In the eyes of our Maker
Biblical counselling aids front-line workers

Darrell Greer
Northern News Services

RANKIN INLET (Mar 17/99) - The Training in Biblical Counselling course being sponsored by Rankin Inlet's Anglican Parish Centre is in full-swing in the hamlet and Canon Paul Williams says the course is progressing wonderfully.

Williams says Biblical counselling differs greatly from popular counselling which, he says, is more based on the needs of the individual.

"There's nothing wrong with that, I just don't think it goes far enough. It starts with the individual and, basically, ends with the individual," says Williams. "If a client comes to me, in terms of popular counselling, he's looking for his own needs to be met and often, although not necessarily exclusively, at the expense of someone else's needs.

"Biblical counselling looks not so much through the needs of the individual, but at that individual becoming the person who God intended them to be. In a sense, it's looking at it more from God's point of view rather than the individual's. Biblical counselling isn't necessarily aimed at fixing or putting a Band-Aid on a problem, but, rather, at using that problem as a way of focusing a person's life on where they are in God's plan."

Williams says problems often take people away from an image of God. He says Biblical counselling begins with the premise that we were created in the image of God and a lot of our lives are spent trying to get back to that image.

Popular counselling can't help in that search because it has no connection to the spiritual side of a person, he says.

"I'm still a student of Biblical counselling myself, and my understanding is that it tries to bring us back to a restored mental picture that we are the image of God and how, then, do we live our lives as a result of that image?

"Sometimes it means living our lives in spite of the problem, sometimes getting actual healing and having a solution to the problem and then reacting to that problem."
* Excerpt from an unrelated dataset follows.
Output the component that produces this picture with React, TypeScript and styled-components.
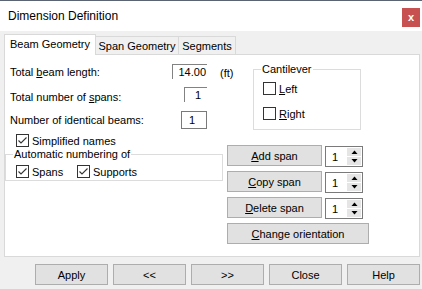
import React from "react";
import styled, { createGlobalStyle } from "styled-components";

const Global = createGlobalStyle`
  html, body { margin: 0; padding: 0; background: #f0f0f0; }
  body {
    font-family: "Liberation Sans", Arial, sans-serif;
    font-size: 11px;
    color: #000;
  }
  * { box-sizing: border-box; }
`;

const Window = styled.div`
  width: 422px;
  height: 289px;
  display: flex;
  flex-direction: column;
  background: #f0f0f0;
  overflow: hidden;
`;

const TopEdge = styled.div`
  height: 1px;
  background: #5b6472;
`;

const TitleBar = styled.div`
  height: 30px;
  background: #fff;
  display: flex;
  align-items: center;
  justify-content: space-between;
  padding: 0 2px 0 8px;
`;

const Title = styled.div`
  font-size: 12px;
  line-height: 14px;
`;

const CloseBtn = styled.div`
  align-self: flex-start;
  margin-top: 7px;
  width: 18px;
  height: 19px;
  background: #c75050;
  color: #fff;
  font-weight: bold;
  font-size: 11px;
  display: flex;
  align-items: center;
  justify-content: center;
  line-height: 1;
`;

const Body = styled.div`
  flex: 1;
  display: flex;
  flex-direction: column;
  padding: 3px 2px 0 4px;
`;

const TabRow = styled.div`
  display: flex;
  align-items: flex-end;
  height: 20px;
`;

const Tab = styled.div<{ $active?: boolean; $w: number }>`
  position: relative;
  z-index: ${(p) => (p.$active ? 2 : 1)};
  width: ${(p) => p.$w}px;
  height: ${(p) => (p.$active ? 21 : 18)}px;
  margin-bottom: ${(p) => (p.$active ? -1 : 0)}px;
  margin-left: ${(p) => (p.$active ? 0 : -1)}px;
  background: ${(p) => (p.$active ? "#fff" : "#f0f0f0")};
  border: 1px solid #d9d9d9;
  border-bottom: none;
  display: flex;
  align-items: center;
  justify-content: center;
  padding-bottom: ${(p) => (p.$active ? 2 : 0)}px;
  white-space: nowrap;
`;

const Panel = styled.div`
  height: 203px;
  background: #fff;
  border: 1px solid #d9d9d9;
  display: flex;
  flex-direction: column;
`;

const TopSection = styled.div`
  display: flex;
  align-items: flex-start;
  height: 75px;
  padding: 9px 0 0 5px;
`;

const Fields = styled.div`
  width: 197px;
  display: flex;
  flex-direction: column;
`;

const FieldRow = styled.div<{ $h: number; $mt: number }>`
  height: ${(p) => p.$h}px;
  margin-top: ${(p) => p.$mt}px;
  display: flex;
  align-items: center;
  justify-content: space-between;
  white-space: nowrap;
`;

const U = styled.span`
  text-decoration: underline;
  text-underline-offset: 1px;
`;

const SunkenInput = styled.div<{ $w: number; $pr: number }>`
  align-self: flex-start;
  width: ${(p) => p.$w}px;
  height: 15px;
  border-top: 1px solid #828282;
  border-left: 1px solid #828282;
  background: #fff;
  display: flex;
  align-items: center;
  justify-content: flex-end;
  padding-right: ${(p) => p.$pr}px;
`;

const BoxInput = styled.div`
  width: 26px;
  height: 18px;
  border: 1px solid #7a7a7a;
  background: #fff;
  display: flex;
  align-items: center;
  padding-left: 7px;
`;

const Unit = styled.div`
  width: 33px;
  margin: 2px 0 0 13px;
  line-height: 15px;
`;

const Group = styled.div<{ $w: number; $h: number; $mt?: number }>`
  position: relative;
  width: ${(p) => p.$w}px;
  height: ${(p) => p.$h}px;
  margin-top: ${(p) => p.$mt ?? 0}px;
  border: 1px solid #dcdcdc;
`;

const Legend = styled.span`
  position: absolute;
  top: -7px;
  left: 7px;
  padding: 0 1px;
  line-height: 13px;
  background: #fff;
  white-space: nowrap;
`;

const CantileverBody = styled.div`
  display: flex;
  flex-direction: column;
  gap: 12px;
  padding: 12px 0 0 9px;
`;

const CheckRow = styled.label<{ $w?: number }>`
  display: flex;
  align-items: center;
  gap: 3px;
  height: 13px;
  width: ${(p) => (p.$w ? `${p.$w}px` : "auto")};
  white-space: nowrap;
`;

const Box = styled.span`
  width: 13px;
  height: 13px;
  flex: none;
  border: 1px solid #333;
  background: #fff;
  display: flex;
`;

const Check = ({ checked, children, w }: { checked?: boolean; children: React.ReactNode; w?: number }) => (
  <CheckRow $w={w}>
    <Box>
      {checked && (
        <svg width="11" height="11" viewBox="0 0 11 11">
          <polyline points="1.5,5.5 4,8 9.5,2.5" fill="none" stroke="#333" strokeWidth="1.1" />
        </svg>
      )}
    </Box>
    <span>{children}</span>
  </CheckRow>
);

const BottomSection = styled.div`
  display: flex;
  align-items: flex-start;
`;

const LeftCol = styled.div`
  width: 218px;
  display: flex;
  flex-direction: column;
  padding-top: 4px;
`;

const Indent = styled.div`
  padding-left: 11px;
`;

const AutoBody = styled.div`
  display: grid;
  grid-template-columns: 61px auto;
  padding: 10px 0 0 10px;
`;

const RightCol = styled.div`
  margin: 15px 0 0 4px;
  display: flex;
  flex-direction: column;
  gap: 5px;
`;

const ActionRow = styled.div`
  display: flex;
  align-items: flex-start;
  gap: 3px;
  height: 21px;
`;

const Button = styled.div<{ $w: number }>`
  width: ${(p) => p.$w}px;
  height: 21px;
  background: #e1e1e1;
  border: 1px solid #adadad;
  display: flex;
  align-items: center;
  justify-content: center;
  white-space: nowrap;
`;

const Spinner = styled.div`
  margin-top: 1px;
  width: 38px;
  height: 21px;
  border: 1px solid #7a7a7a;
  background: #fff;
  display: flex;
`;

const SpinValue = styled.div`
  flex: 1;
  display: flex;
  align-items: center;
  padding-left: 6px;
`;

const SpinArrows = styled.div`
  width: 15px;
  display: flex;
  flex-direction: column;
  gap: 1px;
  padding: 1px 1px 1px 0;
`;

const SpinArrow = styled.div`
  flex: 1;
  background: #e5e5e5;
  display: flex;
  align-items: center;
  justify-content: center;
`;

const Tri = ({ up }: { up?: boolean }) => (
  <svg width="7" height="4" viewBox="0 0 7 4">
    <polygon points={up ? "0.5,4 3.5,0.5 6.5,4" : "0.5,0 3.5,3.5 6.5,0"} fill="#000" />
  </svg>
);

const Spin = () => (
  <Spinner>
    <SpinValue>1</SpinValue>
    <SpinArrows>
      <SpinArrow>
        <Tri up />
      </SpinArrow>
      <SpinArrow>
        <Tri />
      </SpinArrow>
    </SpinArrows>
  </Spinner>
);

const Footer = styled.div`
  display: flex;
  justify-content: flex-end;
  gap: 5px;
  padding-top: 7px;
`;

export default function App() {
  return (
    <Window>
      <Global />
      <TopEdge />
      <TitleBar>
        <Title>Dimension Definition</Title>
        <CloseBtn>x</CloseBtn>
      </TitleBar>
      <Body>
        <TabRow>
          <Tab $active $w={92}>Beam Geometry</Tab>
          <Tab $w={84}>Span Geometry</Tab>
          <Tab $w={58}>Segments</Tab>
        </TabRow>
        <Panel>
          <TopSection>
            <Fields>
              <FieldRow $h={15} $mt={0}>
                <span>
                  Total <U>b</U>eam length:
                </span>
                <SunkenInput $w={35} $pr={1}>14.00</SunkenInput>
              </FieldRow>
              <FieldRow $h={20} $mt={8}>
                <span>
                  Total number of <U>s</U>pans:
                </span>
                <SunkenInput $w={23} $pr={6}>1</SunkenInput>
              </FieldRow>
              <FieldRow $h={18} $mt={4}>
                <span>Number of identical beams:</span>
                <BoxInput>1</BoxInput>
              </FieldRow>
            </Fields>
            <Unit>(ft)</Unit>
            <Group $w={108} $h={61} $mt={5}>
              <Legend>Cantilever</Legend>
              <CantileverBody>
                <Check>
                  <U>L</U>eft
                </Check>
                <Check>
                  <U>R</U>ight
                </Check>
              </CantileverBody>
            </Group>
          </TopSection>
          <BottomSection>
            <LeftCol>
              <Indent>
                <Check checked>Simplified names</Check>
              </Indent>
              <Group $w={218} $h={27} $mt={7}>
                <Legend>Automatic numbering of</Legend>
                <AutoBody>
                  <Check checked w={61}>Spans</Check>
                  <Check checked>Supports</Check>
                </AutoBody>
              </Group>
            </LeftCol>
            <RightCol>
              <ActionRow>
                <Button $w={95}>
                  <U>A</U>dd span
                </Button>
                <Spin />
              </ActionRow>
              <ActionRow>
                <Button $w={95}>
                  <U>C</U>opy span
                </Button>
                <Spin />
              </ActionRow>
              <ActionRow>
                <Button $w={95}>
                  <U>D</U>elete span
                </Button>
                <Spin />
              </ActionRow>
              <ActionRow>
                <Button $w={142}>
                  <U>C</U>hange orientation
                </Button>
              </ActionRow>
            </RightCol>
          </BottomSection>
        </Panel>
        <Footer>
          <Button $w={73}>Apply</Button>
          <Button $w={73}>&lt;&lt;</Button>
          <Button $w={73}>&gt;&gt;</Button>
          <Button $w={73}>Close</Button>
          <Button $w={73}>Help</Button>
        </Footer>
      </Body>
    </Window>
  );
}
Williams says with Biblical counselling, more front-line workers are able to offer counselling and help guide the person themselves, rather than just refer them to a professional.

He says many times a person doesn't need an expert, just somebody to help get them back on track.

"An expert is great, but there are times our world system seems to divide us into two camps -- we are either experts or those who are expert to the pawn. This approach to counselling goes back to the Biblical concept that we are our brother's keeper and encourages people to pick up that ministry of helping each other, of coming alongside each other and walking together.

"So, in a lot of ways, it's a ministry of encouragement."

The course has participants from Thompson, Manitoba, La Range, Sask, Yellowknife, Repulse Bay, Clyde River and Rankin Inlet. It is being administered by Dr. Clair Schnupp and his

wife, Clara. The two have offered counselling seminars previously in Rankin Inlet, including a four-day workshop on counselling the sexually abused in 1997.